The Basic Formula for a Discrete Random Variable

If a random variable X can take values x1, x2, x3, … with probabilities P(x1), P(x2), P(x3), …, then:

μ = Σ[x · P(x)]

This notation means: for every possible value x, compute x multiplied by its probability P(x), then sum those products. If the random variable is described by frequencies instead of probabilities, divide each frequency by the total frequency to obtain relative frequencies first. The calculator above can do that conversion automatically.

Step by Step Process

1. Identify all possible values of the random variable.
2. Determine the probability for each value, or enter frequencies if probabilities are not already available.
3. Check that all probabilities are nonnegative and sum to 1. If you are using frequencies, make sure the counts are nonnegative.
4. Multiply each value by its probability.
5. Add all weighted products to get μ.
6. Optionally compute variance and standard deviation to understand spread around the mean.

Worked Example 1: A Fair Die

Suppose X is the result of rolling a fair six-sided die. The possible values are 1, 2, 3, 4, 5, and 6. Each value has probability 1/6. Then:

• μ = 1(1/6) + 2(1/6) + 3(1/6) + 4(1/6) + 5(1/6) + 6(1/6)
• μ = (1 + 2 + 3 + 4 + 5 + 6) / 6
• μ = 21 / 6 = 3.5

Notice that 3.5 is not an actual die face. That is perfectly fine because the mean represents the average result over many rolls, not one single roll.

Worked Example 2: A Production Defect Distribution

Imagine a factory tracks the number of defects on one item. Suppose the random variable X has these probabilities:

• P(0 defects) = 0.70
• P(1 defect) = 0.20
• P(2 defects) = 0.08
• P(3 defects) = 0.02

The expected number of defects is:

• μ = 0(0.70) + 1(0.20) + 2(0.08) + 3(0.02)
• μ = 0 + 0.20 + 0.16 + 0.06 = 0.42

This means the process averages 0.42 defects per item. Managers may use that mean to compare lines, evaluate process improvements, or estimate expected rework costs.

Why Mu Matters in Real Analysis

Mu is central because it serves as a summary of the distribution’s center. In economics it can represent expected return. In manufacturing it can represent average defects, failures, or wait times. In health science it may reflect average outcomes in a population. In queueing and operations research it helps estimate demand and staffing needs. In machine learning and data analysis it can appear as a parameter of a model or as a moment used in feature engineering and estimation.
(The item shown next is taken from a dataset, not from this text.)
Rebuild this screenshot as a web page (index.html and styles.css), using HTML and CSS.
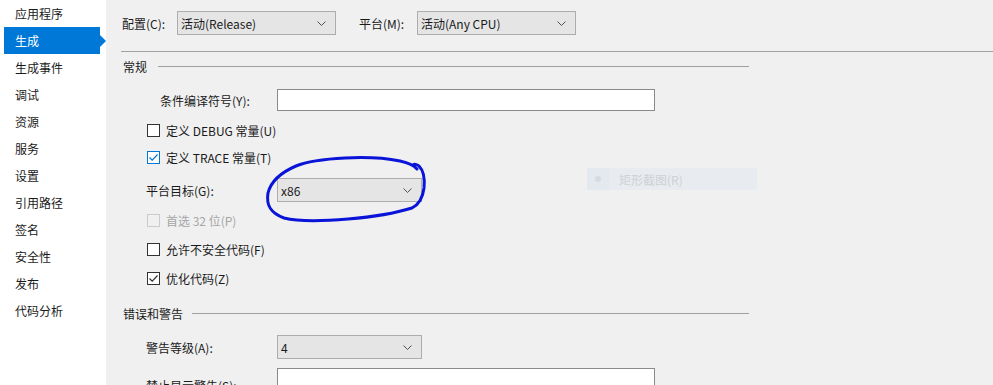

However, mu should never be interpreted in isolation. A mean of 10 with very little variability is much more predictable than a mean of 10 with extremely high variability. That is why the calculator also reports variance and standard deviation. Those measures tell you how tightly or loosely the random variable is distributed around μ.

Mu Versus the Sample Mean

A common source of confusion is the difference between μ and x-bar. Mu refers to the population mean or the exact expected value of a random variable if the distribution is known. The sample mean, often written as x-bar, is calculated from observed sample data and is used to estimate μ. If you enter frequencies that come from real observations, the calculator produces the mean of that empirical distribution. In many practical settings, this is the best available estimate of the population mean.

Measure	Symbol	What it Represents	Typical Use
Population mean	μ	True expected value of the random variable	Theoretical distributions, full populations
Sample mean	x̄	Average from collected sample observations	Estimation, surveys, experiments
Variance	σ²	Average squared spread around μ	Risk, consistency, process control
Standard deviation	σ	Square root of variance, in original units	Interpretability, volatility, tolerance analysis

Common Distributions and Their Means

Many standard probability models have simple formulas for μ. Knowing these can help you recognize whether your calculator result is reasonable. The values below are standard theoretical results used in statistics, engineering, and economics.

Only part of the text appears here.